**Set task:** Repeat the material below exactly, with no pictures.

**Data lines:**

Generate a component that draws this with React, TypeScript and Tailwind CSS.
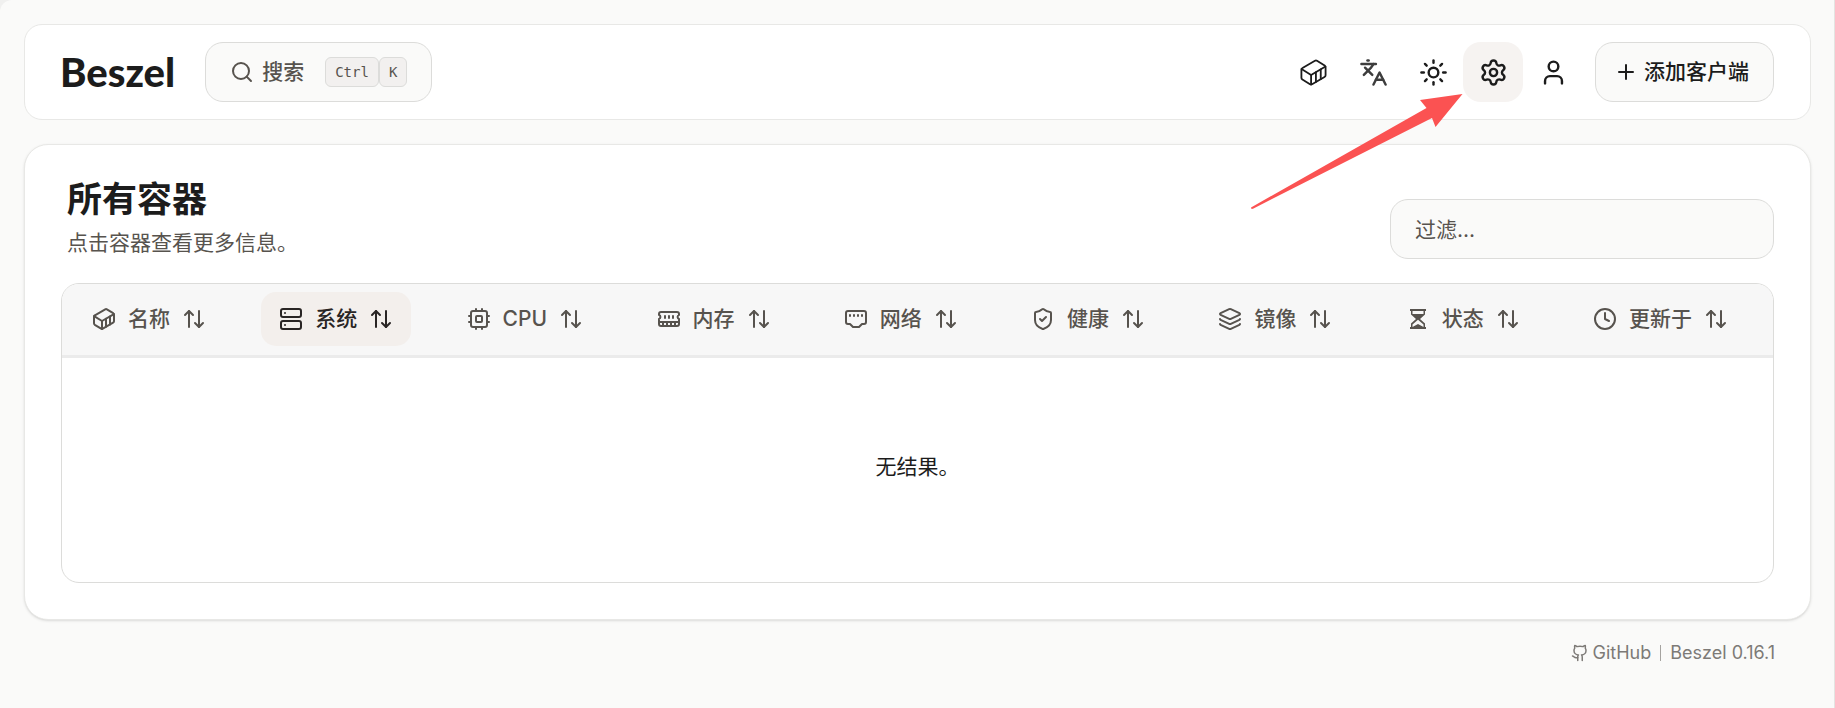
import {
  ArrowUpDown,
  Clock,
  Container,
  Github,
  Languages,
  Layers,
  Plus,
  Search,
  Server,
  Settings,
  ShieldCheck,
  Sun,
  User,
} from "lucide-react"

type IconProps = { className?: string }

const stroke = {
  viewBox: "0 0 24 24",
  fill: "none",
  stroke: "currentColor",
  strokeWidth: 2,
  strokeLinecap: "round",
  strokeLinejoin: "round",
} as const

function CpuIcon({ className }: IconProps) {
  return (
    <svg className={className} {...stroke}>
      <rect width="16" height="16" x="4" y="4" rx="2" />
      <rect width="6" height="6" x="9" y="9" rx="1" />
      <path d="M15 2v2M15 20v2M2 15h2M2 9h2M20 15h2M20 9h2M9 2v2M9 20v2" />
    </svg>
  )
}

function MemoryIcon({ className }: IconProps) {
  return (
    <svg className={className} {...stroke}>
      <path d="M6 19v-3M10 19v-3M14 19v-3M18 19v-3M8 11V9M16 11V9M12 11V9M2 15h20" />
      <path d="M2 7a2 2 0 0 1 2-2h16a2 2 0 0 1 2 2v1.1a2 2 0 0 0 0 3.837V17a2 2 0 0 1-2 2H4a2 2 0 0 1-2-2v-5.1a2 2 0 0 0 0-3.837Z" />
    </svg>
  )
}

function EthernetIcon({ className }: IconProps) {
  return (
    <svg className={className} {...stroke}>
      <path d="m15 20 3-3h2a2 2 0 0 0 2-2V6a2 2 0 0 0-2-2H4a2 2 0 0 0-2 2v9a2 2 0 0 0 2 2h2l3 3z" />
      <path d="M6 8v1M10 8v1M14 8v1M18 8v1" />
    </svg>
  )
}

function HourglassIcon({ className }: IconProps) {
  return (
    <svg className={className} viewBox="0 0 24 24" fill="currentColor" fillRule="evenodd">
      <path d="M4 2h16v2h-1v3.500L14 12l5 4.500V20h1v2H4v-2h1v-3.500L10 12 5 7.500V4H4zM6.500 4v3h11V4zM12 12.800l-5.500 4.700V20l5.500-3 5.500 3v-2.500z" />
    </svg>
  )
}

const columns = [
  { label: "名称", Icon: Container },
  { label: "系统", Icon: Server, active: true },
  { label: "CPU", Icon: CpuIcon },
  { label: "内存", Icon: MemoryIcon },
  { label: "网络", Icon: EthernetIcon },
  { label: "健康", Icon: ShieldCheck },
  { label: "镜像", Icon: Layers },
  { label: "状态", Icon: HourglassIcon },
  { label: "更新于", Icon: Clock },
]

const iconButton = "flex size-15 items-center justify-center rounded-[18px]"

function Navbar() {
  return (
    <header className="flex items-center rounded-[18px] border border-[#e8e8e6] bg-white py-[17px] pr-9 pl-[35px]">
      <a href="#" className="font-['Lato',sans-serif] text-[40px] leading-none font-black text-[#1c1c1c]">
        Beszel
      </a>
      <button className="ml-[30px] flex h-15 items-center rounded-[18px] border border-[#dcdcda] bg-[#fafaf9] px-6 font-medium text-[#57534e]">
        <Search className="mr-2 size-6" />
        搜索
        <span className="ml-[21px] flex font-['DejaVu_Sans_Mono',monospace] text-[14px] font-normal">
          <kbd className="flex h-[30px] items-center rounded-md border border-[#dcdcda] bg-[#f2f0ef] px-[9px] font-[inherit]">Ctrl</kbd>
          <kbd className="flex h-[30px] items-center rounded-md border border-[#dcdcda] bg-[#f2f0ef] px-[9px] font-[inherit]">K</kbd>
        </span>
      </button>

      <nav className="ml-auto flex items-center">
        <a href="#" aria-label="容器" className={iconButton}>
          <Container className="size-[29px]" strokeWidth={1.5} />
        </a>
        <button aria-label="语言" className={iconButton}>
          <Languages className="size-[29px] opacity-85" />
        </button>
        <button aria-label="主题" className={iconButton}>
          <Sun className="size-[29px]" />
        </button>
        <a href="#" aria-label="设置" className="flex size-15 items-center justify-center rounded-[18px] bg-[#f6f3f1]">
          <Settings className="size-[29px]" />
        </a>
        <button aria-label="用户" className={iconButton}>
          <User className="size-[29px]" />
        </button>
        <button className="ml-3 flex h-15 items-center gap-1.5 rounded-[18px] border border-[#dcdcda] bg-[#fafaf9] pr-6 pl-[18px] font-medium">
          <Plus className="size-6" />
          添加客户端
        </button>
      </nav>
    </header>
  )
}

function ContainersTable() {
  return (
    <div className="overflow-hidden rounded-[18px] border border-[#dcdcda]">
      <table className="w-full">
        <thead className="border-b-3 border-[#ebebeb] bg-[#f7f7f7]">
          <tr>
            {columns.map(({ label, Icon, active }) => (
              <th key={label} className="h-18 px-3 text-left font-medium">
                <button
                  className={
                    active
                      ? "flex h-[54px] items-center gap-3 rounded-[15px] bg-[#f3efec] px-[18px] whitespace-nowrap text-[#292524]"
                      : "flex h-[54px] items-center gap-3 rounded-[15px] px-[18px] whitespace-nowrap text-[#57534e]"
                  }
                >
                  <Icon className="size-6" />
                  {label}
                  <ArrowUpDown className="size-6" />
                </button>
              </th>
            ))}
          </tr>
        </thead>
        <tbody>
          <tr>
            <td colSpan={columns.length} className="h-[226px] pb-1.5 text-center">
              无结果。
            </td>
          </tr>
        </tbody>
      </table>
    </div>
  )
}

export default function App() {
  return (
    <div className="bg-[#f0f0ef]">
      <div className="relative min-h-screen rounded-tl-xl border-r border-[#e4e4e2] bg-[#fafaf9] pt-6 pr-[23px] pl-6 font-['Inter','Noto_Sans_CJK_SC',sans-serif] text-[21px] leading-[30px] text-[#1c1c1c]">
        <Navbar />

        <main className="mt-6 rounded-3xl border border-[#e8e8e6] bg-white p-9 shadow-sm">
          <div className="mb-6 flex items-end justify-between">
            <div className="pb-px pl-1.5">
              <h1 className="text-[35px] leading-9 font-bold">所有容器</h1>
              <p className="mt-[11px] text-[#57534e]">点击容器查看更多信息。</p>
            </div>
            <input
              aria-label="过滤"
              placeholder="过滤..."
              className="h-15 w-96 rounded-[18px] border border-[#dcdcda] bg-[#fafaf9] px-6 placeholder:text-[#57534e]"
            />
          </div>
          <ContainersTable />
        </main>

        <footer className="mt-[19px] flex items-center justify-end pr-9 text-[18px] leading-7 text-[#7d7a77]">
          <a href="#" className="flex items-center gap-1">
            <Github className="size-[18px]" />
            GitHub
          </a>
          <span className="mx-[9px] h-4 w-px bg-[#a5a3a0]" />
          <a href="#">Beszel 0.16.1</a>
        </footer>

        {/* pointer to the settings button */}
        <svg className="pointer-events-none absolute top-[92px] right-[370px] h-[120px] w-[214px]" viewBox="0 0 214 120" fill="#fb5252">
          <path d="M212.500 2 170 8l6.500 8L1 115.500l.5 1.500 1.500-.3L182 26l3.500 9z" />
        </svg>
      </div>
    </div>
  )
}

**Result of this exercise:**
Generate a component that draws this with React, TypeScript and Tailwind CSS.
import {
  ArrowUpDown,
  Clock,
  Container,
  Github,
  Languages,
  Layers,
  Plus,
  Search,
  Server,
  Settings,
  ShieldCheck,
  Sun,
  User,
} from "lucide-react"

type IconProps = { className?: string }

const stroke = {
  viewBox: "0 0 24 24",
  fill: "none",
  stroke: "currentColor",
  strokeWidth: 2,
  strokeLinecap: "round",
  strokeLinejoin: "round",
} as const

function CpuIcon({ className }: IconProps) {
  return (
    <svg className={className} {...stroke}>
      <rect width="16" height="16" x="4" y="4" rx="2" />
      <rect width="6" height="6" x="9" y="9" rx="1" />
      <path d="M15 2v2M15 20v2M2 15h2M2 9h2M20 15h2M20 9h2M9 2v2M9 20v2" />
    </svg>
  )
}

function MemoryIcon({ className }: IconProps) {
  return (
    <svg className={className} {...stroke}>
      <path d="M6 19v-3M10 19v-3M14 19v-3M18 19v-3M8 11V9M16 11V9M12 11V9M2 15h20" />
      <path d="M2 7a2 2 0 0 1 2-2h16a2 2 0 0 1 2 2v1.1a2 2 0 0 0 0 3.837V17a2 2 0 0 1-2 2H4a2 2 0 0 1-2-2v-5.1a2 2 0 0 0 0-3.837Z" />
    </svg>
  )
}

function EthernetIcon({ className }: IconProps) {
  return (
    <svg className={className} {...stroke}>
      <path d="m15 20 3-3h2a2 2 0 0 0 2-2V6a2 2 0 0 0-2-2H4a2 2 0 0 0-2 2v9a2 2 0 0 0 2 2h2l3 3z" />
      <path d="M6 8v1M10 8v1M14 8v1M18 8v1" />
    </svg>
  )
}

function HourglassIcon({ className }: IconProps) {
  return (
    <svg className={className} viewBox="0 0 24 24" fill="currentColor" fillRule="evenodd">
      <path d="M4 2h16v2h-1v3.500L14 12l5 4.500V20h1v2H4v-2h1v-3.500L10 12 5 7.500V4H4zM6.500 4v3h11V4zM12 12.800l-5.500 4.700V20l5.500-3 5.500 3v-2.500z" />
    </svg>
  )
}

const columns = [
  { label: "名称", Icon: Container },
  { label: "系统", Icon: Server, active: true },
  { label: "CPU", Icon: CpuIcon },
  { label: "内存", Icon: MemoryIcon },
  { label: "网络", Icon: EthernetIcon },
  { label: "健康", Icon: ShieldCheck },
  { label: "镜像", Icon: Layers },
  { label: "状态", Icon: HourglassIcon },
  { label: "更新于", Icon: Clock },
]

const iconButton = "flex size-15 items-center justify-center rounded-[18px]"

function Navbar() {
  return (
    <header className="flex items-center rounded-[18px] border border-[#e8e8e6] bg-white py-[17px] pr-9 pl-[35px]">
      <a href="#" className="font-['Lato',sans-serif] text-[40px] leading-none font-black text-[#1c1c1c]">
        Beszel
      </a>
      <button className="ml-[30px] flex h-15 items-center rounded-[18px] border border-[#dcdcda] bg-[#fafaf9] px-6 font-medium text-[#57534e]">
        <Search className="mr-2 size-6" />
        搜索
        <span className="ml-[21px] flex font-['DejaVu_Sans_Mono',monospace] text-[14px] font-normal">
          <kbd className="flex h-[30px] items-center rounded-md border border-[#dcdcda] bg-[#f2f0ef] px-[9px] font-[inherit]">Ctrl</kbd>
          <kbd className="flex h-[30px] items-center rounded-md border border-[#dcdcda] bg-[#f2f0ef] px-[9px] font-[inherit]">K</kbd>
        </span>
      </button>

      <nav className="ml-auto flex items-center">
        <a href="#" aria-label="容器" className={iconButton}>
          <Container className="size-[29px]" strokeWidth={1.5} />
        </a>
        <button aria-label="语言" className={iconButton}>
          <Languages className="size-[29px] opacity-85" />
        </button>
        <button aria-label="主题" className={iconButton}>
          <Sun className="size-[29px]" />
        </button>
        <a href="#" aria-label="设置" className="flex size-15 items-center justify-center rounded-[18px] bg-[#f6f3f1]">
          <Settings className="size-[29px]" />
        </a>
        <button aria-label="用户" className={iconButton}>
          <User className="size-[29px]" />
        </button>
        <button className="ml-3 flex h-15 items-center gap-1.5 rounded-[18px] border border-[#dcdcda] bg-[#fafaf9] pr-6 pl-[18px] font-medium">
          <Plus className="size-6" />
          添加客户端
        </button>
      </nav>
    </header>
  )
}

function ContainersTable() {
  return (
    <div className="overflow-hidden rounded-[18px] border border-[#dcdcda]">
      <table className="w-full">
        <thead className="border-b-3 border-[#ebebeb] bg-[#f7f7f7]">
          <tr>
            {columns.map(({ label, Icon, active }) => (
              <th key={label} className="h-18 px-3 text-left font-medium">
                <button
                  className={
                    active
                      ? "flex h-[54px] items-center gap-3 rounded-[15px] bg-[#f3efec] px-[18px] whitespace-nowrap text-[#292524]"
                      : "flex h-[54px] items-center gap-3 rounded-[15px] px-[18px] whitespace-nowrap text-[#57534e]"
                  }
                >
                  <Icon className="size-6" />
                  {label}
                  <ArrowUpDown className="size-6" />
                </button>
              </th>
            ))}
          </tr>
        </thead>
        <tbody>
          <tr>
            <td colSpan={columns.length} className="h-[226px] pb-1.5 text-center">
              无结果。
            </td>
          </tr>
        </tbody>
      </table>
    </div>
  )
}

export default function App() {
  return (
    <div className="bg-[#f0f0ef]">
      <div className="relative min-h-screen rounded-tl-xl border-r border-[#e4e4e2] bg-[#fafaf9] pt-6 pr-[23px] pl-6 font-['Inter','Noto_Sans_CJK_SC',sans-serif] text-[21px] leading-[30px] text-[#1c1c1c]">
        <Navbar />

        <main className="mt-6 rounded-3xl border border-[#e8e8e6] bg-white p-9 shadow-sm">
          <div className="mb-6 flex items-end justify-between">
            <div className="pb-px pl-1.5">
              <h1 className="text-[35px] leading-9 font-bold">所有容器</h1>
              <p className="mt-[11px] text-[#57534e]">点击容器查看更多信息。</p>
            </div>
            <input
              aria-label="过滤"
              placeholder="过滤..."
              className="h-15 w-96 rounded-[18px] border border-[#dcdcda] bg-[#fafaf9] px-6 placeholder:text-[#57534e]"
            />
          </div>
          <ContainersTable />
        </main>

        <footer className="mt-[19px] flex items-center justify-end pr-9 text-[18px] leading-7 text-[#7d7a77]">
          <a href="#" className="flex items-center gap-1">
            <Github className="size-[18px]" />
            GitHub
          </a>
          <span className="mx-[9px] h-4 w-px bg-[#a5a3a0]" />
          <a href="#">Beszel 0.16.1</a>
        </footer>

        {/* pointer to the settings button */}
        <svg className="pointer-events-none absolute top-[92px] right-[370px] h-[120px] w-[214px]" viewBox="0 0 214 120" fill="#fb5252">
          <path d="M212.500 2 170 8l6.500 8L1 115.500l.5 1.500 1.500-.3L182 26l3.500 9z" />
        </svg>
      </div>
    </div>
  )
}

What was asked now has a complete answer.